Ik heb hooren zeggen dat het een gemeene daad is geld aantenemen voor een lezing. Dat heb ik hooren zeggen, mimi. De man die 't zei was schatryk.
Myn kleeren zyn wat oud, en ik had zoo graag nieuwe gehad, wyl 't zoo geneert als ik denk dat iemand het opmerkt. En myn heele program bragt mee dat ik net zoo lang myn tegenzin in betaalde voordragten zou overwinnen, tot ik in zulke dingen kon voorzien - ja, van iets zoo ordinairs af, tot... toe. Nu, en dan zoo'n oordeel! Ieder mag geld aannemen, ieder! Gouverneurs, ministers, kamerleden die hun pligt niet doen. Winkeliers voor slechte waar. Kooplui voor kansrekenen op 'n effect (dobbelen!) Dat mag ieder, maar als ik - door nood geperst - doe wat een vioolspeler doet, een chanteuse, een koorddanser, dan ben ik gemeen. Welnu, ik zet door - omdat het moet - maar ik beken dat het denkbeeld my erg aandoet. Ik gaf zoo graag voor niets weg wat ik weet en ken en kan.

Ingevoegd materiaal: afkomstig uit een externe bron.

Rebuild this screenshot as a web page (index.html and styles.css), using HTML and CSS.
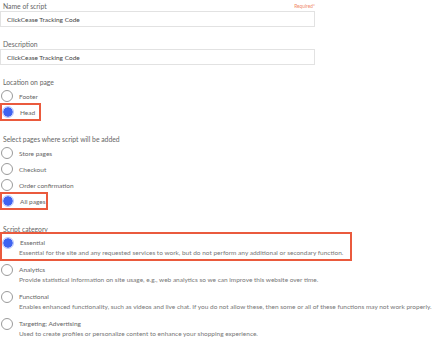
FILE: index.html
```html
<!DOCTYPE html>
<html>
<head>
<meta charset="utf-8">
<link rel="stylesheet" href="styles.css">
</head>
<body>
<div class="form">
  <div class="field">
    <div class="label-row"><span class="label">Name of script</span><span class="required">Required*</span></div>
    <div class="input">ClickCease Tracking Code</div>
  </div>
  <div class="field">
    <div class="label-row"><span class="label">Description</span></div>
    <div class="input">ClickCease Tracking Code</div>
  </div>

  <div class="group g-location">
    <div class="label group-label">Location on page</div>
    <div class="opt"><span class="radio"></span><span class="opt-text">Footer</span></div>
    <div class="opt hl hl-head"><span class="radio on"></span><span class="opt-text">Head</span></div>
  </div>

  <div class="group g-pages">
    <div class="label group-label">Select pages where script will be added</div>
    <div class="opt"><span class="radio"></span><span class="opt-text">Store pages</span></div>
    <div class="opt"><span class="radio"></span><span class="opt-text">Checkout</span></div>
    <div class="opt"><span class="radio"></span><span class="opt-text">Order confirmation</span></div>
    <div class="opt hl hl-all"><span class="radio on"></span><span class="opt-text">All pages</span></div>
  </div>

  <div class="group g-cat">
    <div class="label group-label cat-label">Script category</div>
    <div class="cat hl-cat">
      <div class="cat-row"><span class="radio on"></span><span class="opt-text">Essential</span></div>
      <div class="cat-desc">Essential for the site and any requested services to work, but do not perform any additional or secondary function.</div>
    </div>
    <div class="cat">
      <div class="cat-row"><span class="radio"></span><span class="opt-text">Analytics</span></div>
      <div class="cat-desc">Provide statistical information on site usage, e.g., web analytics so we can improve this website over time.</div>
    </div>
    <div class="cat">
      <div class="cat-row"><span class="radio"></span><span class="opt-text">Functional</span></div>
      <div class="cat-desc">Enables enhanced functionality, such as videos and live chat. If you do not allow these, then some or all of these functions may not work properly.</div>
    </div>
    <div class="cat">
      <div class="cat-row"><span class="radio"></span><span class="opt-text">Targeting; Advertising</span></div>
      <div class="cat-desc">Used to create profiles or personalize content to enhance your shopping experience.</div>
    </div>
  </div>
</div>
</body>
</html>
```
FILE: styles.css
```css
* { box-sizing: border-box; }
html, body { margin: 0; padding: 0; background: #fff; }
body {
  font-family: Lato, "Liberation Sans", sans-serif;
  font-size: 6.5px;
  color: #666;
  width: 444px;
  height: 346px;
  overflow: hidden;
}
.form { padding: 0; }
.field { width: 315px; margin-bottom: 11px; }
.label-row {
  display: flex;
  justify-content: space-between;
  align-items: center;
  height: 11px;
  padding-left: 3px;
}
.label { color: #666; font-size: 6.8px; }
.required { color: #f08a6a; font-size: 4.8px; }
.input {
  height: 16px;
  border: 1px solid #e2e2e2;
  display: flex;
  align-items: center;
  padding-left: 6px;
  color: #444;
}
.group-label { height: 12px; display: flex; align-items: center; padding-left: 3px; white-space: nowrap; }
.cat-label { height: 8px; }
.g-pages { margin-top: 13px; }
.g-cat { margin-top: 16px; }
.opt {
  display: flex;
  align-items: center;
  height: 16px;
  padding-left: 1px;
  white-space: nowrap;
}
.opt-text { margin-left: 6px; color: #666; white-space: nowrap; }
.radio {
  width: 12px;
  height: 12px;
  border-radius: 50%;
  border: 1px solid #9a9a9a;
  background: #fff;
  flex: none;
}
.radio.on {
  border: 1px solid #b9c7fb;
  background: radial-gradient(circle, #3f63f0 0 4.4px, #c9d4fc 4.9px);
}
.hl {
  outline: 2px solid #ea5a3d;
  outline-offset: -2px;
  height: 18px;
  margin: -1px 0;
  padding-left: 2px;
}
.hl-head { width: 41px; }
.hl-all { width: 48px; }
.cat { padding: 4px 0 2px 1px; height: 27px; }
.hl-cat {
  width: 352px;
  outline: 2px solid #ea5a3d;
  outline-offset: -2px;
  padding: 5px 0 2px 2px;
  height: 29px;
  margin-top: -1px;
  margin-bottom: -1px;
}
.cat-row { display: flex; align-items: center; height: 11px; }
.cat-desc { padding-left: 18px; height: 10px; line-height: 10px; color: #777; white-space: nowrap; }
.hl-cat .cat-desc { padding-left: 17px; }
```
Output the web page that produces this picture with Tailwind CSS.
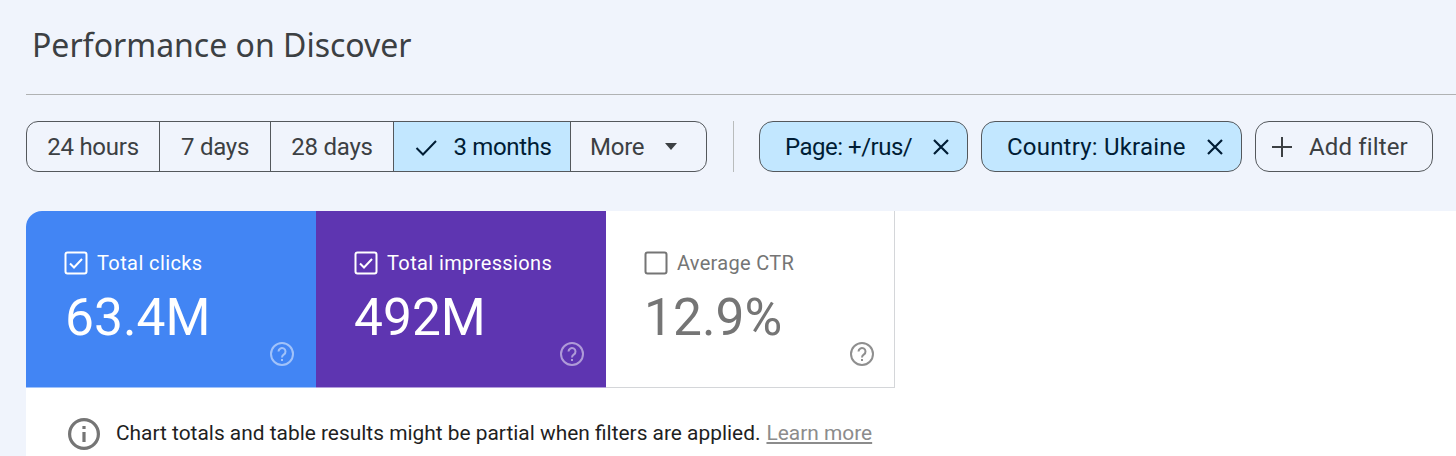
<!DOCTYPE html>
<html lang="en">
<head>
    <meta charset="UTF-8">
    <title>Performance on Discover</title>
    <script src="https://cdn.jsdelivr.net/npm/@tailwindcss/browser@4"></script>
</head>
<body class="bg-[#f0f4fc] h-[456px] w-[1456px] overflow-hidden font-['Roboto',sans-serif]">
    <!-- header -->
    <div class="pl-[26px]">
        <div class="h-[95px] border-b border-[#b0b2b3] pl-[6px] pt-[25px]">
            <h1 class="text-[32px] leading-[40px] text-[#3c4043] font-['Noto_Sans',sans-serif]">Performance on Discover</h1>
        </div>
    </div>

    <!-- filter row -->
    <div class="flex items-center pl-[26px] mt-[26px] h-[51px] text-[24px] text-[#3c4043]">
        <div class="flex h-full w-[681px] border border-[#54585c] rounded-[12px] overflow-hidden tracking-[-0.25px]">
            <div class="w-[133px] flex items-center justify-center border-r border-[#54585c]">24 hours</div>
            <div class="w-[111px] flex items-center justify-center border-r border-[#54585c]">7 days</div>
            <div class="w-[123px] flex items-center justify-center border-r border-[#54585c]">28 days</div>
            <div class="w-[177px] flex items-center justify-center gap-[15px] border-r border-[#54585c] bg-[#c2e7ff] text-[#001d35] tracking-[-0.35px] pl-[2px]">
                <svg class="w-[24px] h-[24px]" viewBox="0 0 24 24" fill="none" stroke="#001d35" stroke-width="2"><path d="M2.500 13l6.500 6.500L22 6"/></svg>
                <span>3 months</span>
            </div>
            <div class="flex-1 flex items-center pl-[19px]">
                <span>More</span>
                <svg class="w-[12px] h-[7px] ml-[21px]" viewBox="0 0 14 8" fill="#3c4043"><path d="M0 0h14L7 8z"/></svg>
            </div>
        </div>

        <div class="w-px h-full bg-[#b9bcbc] ml-[26px] mr-[25px]"></div>

        <div class="flex items-center h-full w-[209px] pl-[25px] border border-[#54585c] rounded-[14px] bg-[#c2e7ff] text-[#001d35]">
            <span class="tracking-[-0.5px]">Page: +/rus/</span>
            <svg class="w-[18px] h-[18px] ml-[20px]" viewBox="0 0 18 18" fill="none" stroke="#001d35" stroke-width="2.200"><path d="M2 2l14 14M16 2L2 16"/></svg>
        </div>
        <div class="flex items-center h-full w-[261px] ml-[13px] pl-[25px] border border-[#54585c] rounded-[14px] bg-[#c2e7ff] text-[#001d35]">
            <span class="tracking-[0.2px]">Country: Ukraine</span>
            <svg class="w-[18px] h-[18px] ml-[20px]" viewBox="0 0 18 18" fill="none" stroke="#001d35" stroke-width="2.200"><path d="M2 2l14 14M16 2L2 16"/></svg>
        </div>
        <div class="flex items-center h-full w-[178px] ml-[13px] pl-[15px] border border-[#54585c] rounded-[14px]">
            <svg class="w-[22px] h-[22px] mr-[16px]" viewBox="0 0 22 22" fill="none" stroke="#3c4043" stroke-width="2"><path d="M11 1v20M1 11h20"/></svg>
            <span class="tracking-[0.15px]">Add filter</span>
        </div>
    </div>

    <!-- white panel -->
    <div class="ml-[26px] mt-[39px] bg-white h-[245px] rounded-tl-[16px]">
        <div class="flex h-[177px]">
            <div class="relative w-[290px] bg-[#4285f4] border-b border-[#a0c3fa] rounded-tl-[16px] pl-[38px] pt-[39px] text-white">
                <div class="flex items-center gap-[9px] h-[26px] text-[20px] tracking-[0.4px]">
                    <svg class="w-[24px] h-[24px]" viewBox="0 0 24 24" fill="none" stroke="#fff"><rect x="1.500" y="1.500" width="21" height="21" rx="2" stroke-width="2"/><path d="M6 12.500l4 4 8-8.500" stroke-width="2"/></svg>
                    <span>Total clicks</span>
                </div>
                <div class="text-[51.500px] leading-[60px] mt-[12px] ml-[1px]">63.4M</div>
                <svg class="absolute right-[22px] bottom-[21px] w-[24px] h-[24px]" viewBox="0 0 24 24" fill="none" stroke="#fff" stroke-opacity="0.5" stroke-width="2"><circle cx="12" cy="12" r="11"/><path d="M8.500 9.500a3.500 3.500 0 1 1 5.500 2.900c-1.300.9-2 1.500-2 3.100"/><path d="M12 17v2"/></svg>
            </div>
            <div class="relative w-[290px] bg-[#5e35b1] border-b border-[#b39ddb] pl-[38px] pt-[39px] text-white">
                <div class="flex items-center gap-[9px] h-[26px] text-[20px] tracking-[0.38px]">
                    <svg class="w-[24px] h-[24px]" viewBox="0 0 24 24" fill="none" stroke="#fff"><rect x="1.500" y="1.500" width="21" height="21" rx="2" stroke-width="2"/><path d="M6 12.500l4 4 8-8.500" stroke-width="2"/></svg>
                    <span>Total impressions</span>
                </div>
                <div class="text-[51.500px] leading-[60px] mt-[12px]">492M</div>
                <svg class="absolute right-[22px] bottom-[21px] w-[24px] h-[24px]" viewBox="0 0 24 24" fill="none" stroke="#fff" stroke-opacity="0.5" stroke-width="2"><circle cx="12" cy="12" r="11"/><path d="M8.500 9.500a3.500 3.500 0 1 1 5.500 2.900c-1.300.9-2 1.500-2 3.100"/><path d="M12 17v2"/></svg>
            </div>
            <div class="relative w-[289px] bg-white border-b border-r border-[#d4d6d9] pl-[38px] pt-[39px] text-[#757575]">
                <div class="flex items-center gap-[9px] h-[26px] text-[20px] tracking-[0.3px]">
                    <svg class="w-[24px] h-[24px]" viewBox="0 0 24 24" fill="none" stroke="#757575"><rect x="1.500" y="1.500" width="21" height="21" rx="2" stroke-width="2"/></svg>
                    <span>Average CTR</span>
                </div>
                <div class="text-[51.500px] leading-[60px] mt-[12px]">12.9%</div>
                <svg class="absolute right-[20px] bottom-[21px] w-[24px] h-[24px]" viewBox="0 0 24 24" fill="none" stroke="#8f8f8f" stroke-width="2"><circle cx="12" cy="12" r="11"/><path d="M8.500 9.500a3.500 3.500 0 1 1 5.500 2.900c-1.300.9-2 1.500-2 3.100"/><path d="M12 17v2"/></svg>
            </div>
        </div>
        <div class="flex items-center h-[68px] pl-[42px] pt-[23px] text-[20.900px] text-[#1f1f1f]">
            <svg class="w-[32px] h-[32px] mr-[16px]" viewBox="0 0 32 32" fill="none" stroke="#757575" stroke-width="3.200"><circle cx="16" cy="16" r="14.400"/><path d="M16 14v10M16 8v3"/></svg>
            <span>Chart totals and table results might be partial when filters are applied.</span>
            <a class="ml-[6px] text-[#8c8c8c] underline">Learn more</a>
        </div>
    </div>
</body>
</html>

Ik moet lezen te Zwol (ik zou niet eens van hier weg kunnen zonder dat) en ik ben nu bezig met zaal, kaartjes, etc... een walg!
Daarom is myn toon vandaag wat verdrietig...
Verbeelje, ik zit te pluizen in de wet - O! voogdyschap, vaderschap, regt! Och, regt is er niet veel in. Zoogenaamde regten overal.
Curieus - in Amsterdam was 't zoo leêg zeiden ze - omdat het zoo warm was. En nu, hier - 't is guur, koud, en 'n wind dat ik zit te beven. 't Heele huis schudt er van, en ik heb moeite om te schryven van de kou.
Humor! Wil je een staaltje van humor der feiten? Myn broek is stuk. Achter is een naad getornd en voor een knoop af. Nu, en ik wil hem niet te maken geven omdat-i zoo oud is. Ieder volgt my hier met z'n blikken, heel Zwol zou 't weten dat ik hier was gekomen om een nieuwen broek te verdienen! Vergelyk die hinderlyke broek met al de spanningen van den laatsten tyd, met de hooge opvatting van pligt om een mishandelde vrouw te helpen!
Die mishandelde vrouw is ryk, en zou 't zeker niet begrypen hoe men haar ridder wezen wou en niet eerst gezorgd hebben voor 'n heele broek! O, o, die tegenstellingen! ‘Polichinel op den nek van 'n martelaar!’
Ik ben verdrietig gestemd...
Maandag avond half elf. De lezing hier kan niet plaats hebben voor donderdag avend. Dus moet ik nog drie dagen blyven in dit nest.